The Brandonite played for Team Manitoba at the Canada Summer Games in St. John’s, N.L., last summer, and is headed west this fall. Black has committed to the University of Victoria Vikes for the 2026 Canada West season.
“I’m super excited to go out. I’ve been waiting almost two years to go out,” Black said, adding she originally talked with Vikes head coach Brittany Waters about coming this season but decided against it.
Brandon University’s Kypling Black, left, is transferring to the University of Victoria for the 2026 Canada West rugby season. (Thomas Friesen/The Brandon Sun)
“I’m still so young, I just turned 18, I feel like it’s better I got some university experience and learned how to do a few things on my own before I moved across the country from all my family.”
Black instead signed with her hometown Brandon University Bobcats, who followed a similar trajectory to the Vikes on a smaller scale.
Victoria ran the table in Canada West play, blowing everyone out except the powerhouse UBC Thunderbirds, who it beat in a pair of one-score games. The Vikes edged the T-Birds 18-17 for the conference title, then met them again in the national final.
UBC handed UVic its only loss of the year, 15-13.
Meanwhile, the Bobcats went 4-0 in Prairie University Women’s Rugby Conference play, earning the No. 1 seed for the championship weekend on home turf. They beat the Mount Royal Cougars 37-24 to reach the final, but fell 24-22 to the defending champion Southern Alberta Institute of Technology Trojans in the gold-medal game.
Black felt it was a good decision for her development.
“Brian Yon is a great coach to start off with. He’s really hard on his players, which pushes us all to our fullest potential, which I think really helped me because I need to be pushed as a player,” Black said.
“Playing with those girls at a higher level and having competition where I actually needed to work 110 per cent to be my best really helped me this year. Now I know what I’m walking into when I go to UVic.”
The five-foot-11 forward, who started as a lock for BU and hopes to do the same next fall at UVic, said she’s been following the program since her Grade 10 year.

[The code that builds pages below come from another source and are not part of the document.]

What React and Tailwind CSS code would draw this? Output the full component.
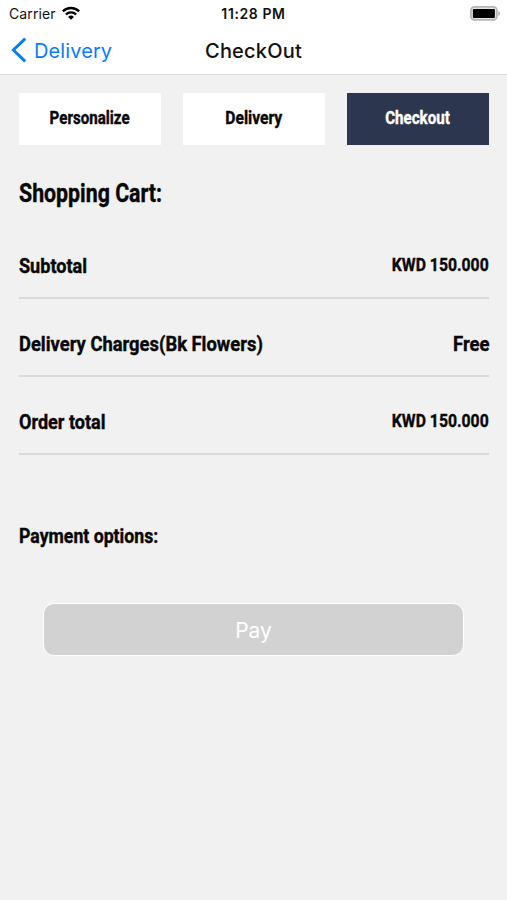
import React from 'react';

const steps = [
    { label: "Personalize", scale: "scale-x-[0.84]" },
    { label: "Delivery", scale: "scale-x-[0.87]" },
    { label: "Checkout", scale: "scale-x-[0.84]", active: true },
]

const rows = [
    { label: "Subtotal", value: "KWD 150.000", labelScale: "scale-x-[0.86]", valueStyle: "text-[19px] -mt-[3px] scale-x-[0.83]" },
    { label: "Delivery Charges(Bk Flowers)", value: "Free", labelScale: "scale-x-[0.875]", valueStyle: "text-[21px] scale-x-[0.88]" },
    { label: "Order total", value: "KWD 150.000", labelScale: "scale-x-[0.86]", valueStyle: "text-[19px] -mt-[3px] scale-x-[0.83]" },
]

function WifiIcon() {
    return (
        <svg width="18" height="14" viewBox="0 0 18 14" fill="none" stroke="#000" strokeWidth="2.4">
            <path d="M0.9 5.3a11.5 11.5 0 0 1 16.2 0" />
            <path d="M3.9 8.5a7.2 7.2 0 0 1 10.2 0" />
            <path d="M6.1 10.9a4.1 4.1 0 0 1 5.8 0L9 13.8z" fill="#000" stroke="none" />
        </svg>
    )
}

function BatteryIcon() {
    return (
        <svg width="31" height="15" viewBox="0 0 31 15">
            <rect x="0.9" y="0.9" width="26" height="13" rx="3.6" fill="#e6e6e6" stroke="#b5b5b5" strokeWidth="1.7" />
            <rect x="2.9" y="3" width="22" height="9" rx="0.9" fill="#000" />
            <path d="M28.3 5c2.2 0.8 2.2 4 0 4.8z" fill="#aaa" />
        </svg>
    )
}

function StatusBar() {
    return (
        <div className="grid grid-cols-3 items-center h-[26px] text-[14px] text-[#111]">
            <div className="flex items-center gap-[6px] pl-[9px]">
                <span className="tracking-[0.1px]">Carrier</span>
                <WifiIcon />
            </div>
            <span className="text-center text-[14px] leading-[20px] pt-px font-semibold tracking-[0.6px] whitespace-nowrap">11:28 PM</span>
            <div className="flex justify-end pr-[6px]">
                <BatteryIcon />
            </div>
        </div>
    )
}

function NavBar() {
    return (
        <div className="grid grid-cols-3 items-center h-[48px] text-[20px]">
            <button className="flex items-center gap-[7px] pl-[11px] text-[#0a7cfb]">
                <svg width="16" height="26" viewBox="0 0 16 26" fill="none" stroke="currentColor" strokeWidth="3">
                    <path d="M14.2 1.6L2.4 13l11.8 11.4" />
                </svg>
                <span className="pt-px tracking-[0.1px]">Delivery</span>
            </button>
            <h1 className="pt-px text-center font-medium tracking-[0.2px] text-[#111]">CheckOut</h1>
        </div>
    )
}

function App() {
    return (
        <div className="h-[900px] bg-[#f1f1f1] font-['Inter',sans-serif] overflow-hidden">
            <header className="h-[75px] bg-white border-b border-[#dedede]">
                <StatusBar />
                <NavBar />
            </header>

            <main className="pl-[19px] pr-[18px] pt-[18px] font-['Roboto',sans-serif] font-bold text-[#080808]">
                <div className="grid grid-cols-3 gap-[22.5px] [-webkit-text-stroke:0.4px]">
                    {
                        steps.map((step, i) => (
                            <div key={i} className={"flex items-center justify-center h-[52px] pr-px text-[18px] " + (step.active ? "bg-[#2c374f] text-white" : "bg-white")}>
                                <span className={"-mt-[4px] " + step.scale}>{step.label}</span>
                            </div>
                        ))
                    }
                </div>

                <h2 className="mt-[32px] h-[32px] leading-[32px] text-[26px] origin-left scale-x-[0.82] [-webkit-text-stroke:0.4px]">Shopping Cart:</h2>

                <div className="mt-[12px] [-webkit-text-stroke:0.4px]">
                    {
                        rows.map((row, i) => (
                            <div key={i} className="flex items-center justify-between h-[78px] pt-[16px] border-b-2 border-[#dadada] whitespace-nowrap">
                                <span className={"text-[21px] origin-left " + row.labelScale}>{row.label}</span>
                                <span className={"origin-right " + row.valueStyle}>{row.value}</span>
                            </div>
                        ))
                    }
                </div>

                <h3 className="mt-[65px] h-[32px] leading-[32px] text-[21px] origin-left scale-x-[0.842] [-webkit-text-stroke:0.4px]">Payment options:</h3>

                <button className="block w-[421px] h-[53px] mt-[51px] ml-[24px] pt-[2px] rounded-[11px] border border-white bg-[#d2d2d2] text-white font-['Inter',sans-serif] font-normal text-[21px]">Pay</button>
            </main>
        </div>
    )
}

export default App;
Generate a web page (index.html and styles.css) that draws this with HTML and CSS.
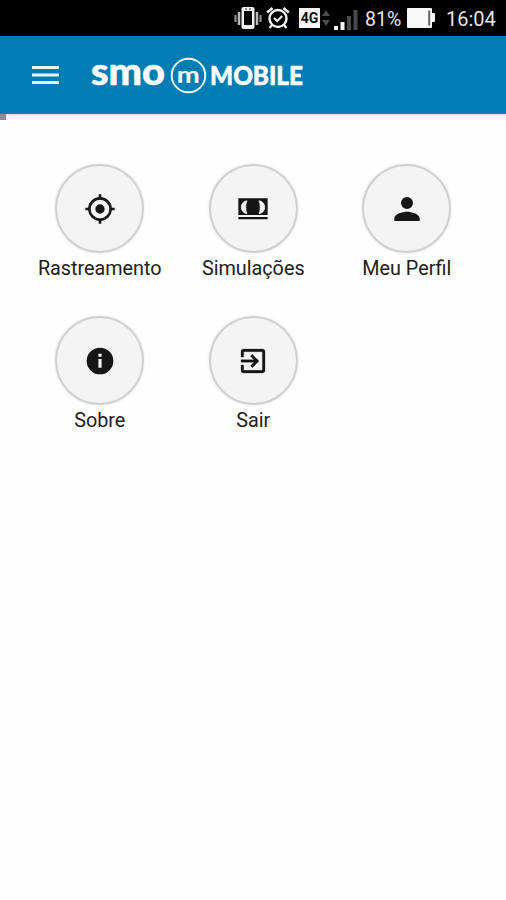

She knows a few of the players already from training for a week with Team Manitoba at MacDowell Rugby in Victoria, as well as Regina product Abby Hall of Team Saskatchewan.
“Watching it slowly progress and seeing all the players that get the chance to play at a national level, the culture seems so great and the players have so much fun,” Black said. “I’ve never heard a bad thing said about the program as a whole.”